Is It the Mole-Gas, Or Is It Us?
As people who love to eat pretty much anything, the Foobooz team read David “Philafoodie” Snyder’s article “Foam Over Function: why don’t we ‘get’ molecular gastronomy?” in the City Paper with great interest. We heart Philafoodie, but we were both a little perplexed–irked, even–by the comments made by the people interviewed in the article. Our takes after the jump, both with Whiz:
Without getting back to our Quaker roots and staid parochial ways, I’d like to at least comment that Philadelphians has never been that impressed with flash or what’s hip and trendy. We knew enough to boo Kobe [the Bryant, not the beef] before the rest of the country found out he wasn’t the person he pretended to be. And so it is with food. If we are skeptical of molecular gastronomy for molecular gastronomy’s sake, then so be it. When the fad has passed and we’re left with the true improvements of the science, let it be said that we didn’t take the wacky ride but remembered what’s important: How does it taste? After all, if we feared the science, could we have embraced Cheez Whiz?
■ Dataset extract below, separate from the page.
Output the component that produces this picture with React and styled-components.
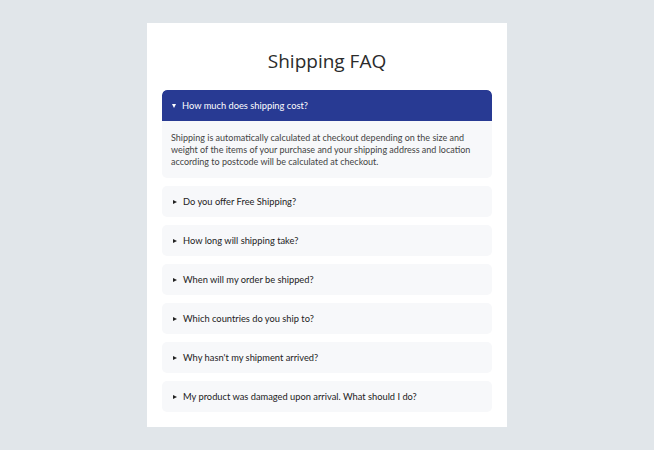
import styled, { createGlobalStyle } from "styled-components";

const GlobalStyle = createGlobalStyle`
  body {
    margin: 0;
    background: #e1e6ea;
    font-family: "Open Sans", "Liberation Sans", sans-serif;
  }
`;

const faqs = [
  {
    q: "How much does shipping cost?",
    a: "Shipping is automatically calculated at checkout depending on the size and weight of the items of your purchase and your shipping address and location according to postcode will be calculated at checkout.",
  },
  { q: "Do you offer Free Shipping?" },
  { q: "How long will shipping take?" },
  { q: "When will my order be shipped?" },
  { q: "Which countries do you ship to?" },
  { q: "Why hasn't my shipment arrived?" },
  { q: "My product was damaged upon arrival. What should I do?" },
];

const App = () => {
  return (
    <>
      <GlobalStyle />
      <Page>
        <Card>
          <Title>Shipping FAQ</Title>
          <List>
            {faqs.map((f, i) => (
              <Item key={f.q}>
                <Question open={i === 0}>
                  <Caret open={i === 0} />
                  {f.q}
                </Question>
                {i === 0 && <Answer>{f.a}</Answer>}
              </Item>
            ))}
          </List>
        </Card>
      </Page>
    </>
  );
};

export default App;

/* ---------------------------- Styled Components --------------------------- */

const Page = styled.main`
  min-height: 450px;
  padding-top: 23px;
  box-sizing: border-box;
  display: flex;
  justify-content: center;
  align-items: flex-start;
`;

const Card = styled.section`
  width: 360px;
  background: #fff;
  padding: 0 15px 15px;
  box-sizing: border-box;
`;

const Title = styled.h1`
  margin: 0;
  padding: 25px 0 15px;
  text-align: center;
  font-size: 19px;
  font-weight: 400;
  line-height: 27px;
  color: #2b2b2b;
`;

const List = styled.div`
  display: flex;
  flex-direction: column;
  gap: 8px;
`;

const Item = styled.div`
  background: #f7f8fa;
  border-radius: 5px;
  overflow: hidden;
`;

const Question = styled.div`
  height: 31px;
  display: flex;
  align-items: center;
  padding-left: 10px;
  font-family: "Lato", "Noto Sans", sans-serif;
  font-size: 9.3px;
  color: ${p => (p.open ? "#fff" : "#222")};
  background: ${p => (p.open ? "#283a93" : "transparent")};
  border-radius: ${p => (p.open ? "5px 5px 0 0" : "0")};
`;

const Caret = styled.span`
  width: 0;
  height: 0;
  margin-right: 6px;
  ${p =>
    p.open
      ? `
    border-left: 2.5px solid transparent;
    border-right: 2.5px solid transparent;
    border-top: 4px solid #fff;
  `
      : `
    border-top: 2.5px solid transparent;
    border-bottom: 2.5px solid transparent;
    border-left: 4px solid #222;
    margin-left: 1px;
  `}
`;

const Answer = styled.p`
  margin: 0;
  padding: 11px 9px 10px;
  font-family: "Lato", "Noto Sans", sans-serif;
  font-size: 9px;
  line-height: 12px;
  color: #444;
`;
What really bothers me here is the underlying assumption that people don’t like this food because they don’t get it or they are narrow-minded. I really think that when people don’t like food, they don’t like it because it doesn’t taste good to them, not because they’re afraid of a tasteless seaweed additive or a method of cooking that involves a vacuum. You can accuse them of perhaps not having a sophisticated palate, but as a good chef or restaurateur, your job is not to accuse the palate of your audience, but to please it. If you try and you fail, then you must try something different.
Do these chefs and restaurateurs really believe that the diners at their restaurants are so inexperienced that they aren’t willing to give food prepared this way a fair chance? They’re forgetting their customer base. The restaurants that serve this kind of fare are upscale and so is the clientele. The kind of customer who spends money going to a place like Lacroix, for example, has a good amount of expendable income and is a relatively sophisticated diner. These are not people who are going to be fearful of a new technique, especially if it has delicious results.
Ultimately, the thing to remember is that this discussion (much like the great foie gras debate) affects very few people. What is of greater concern is the ‘science’ that goes on in the corporations that make the food that the majority of the population eats. Partially hydrogenated oil, anyone? Maybe you’d like some high fructose corn syrup with your chicken part slurry? And, of course, there’s Cheez Whiz, the ultimate in food science.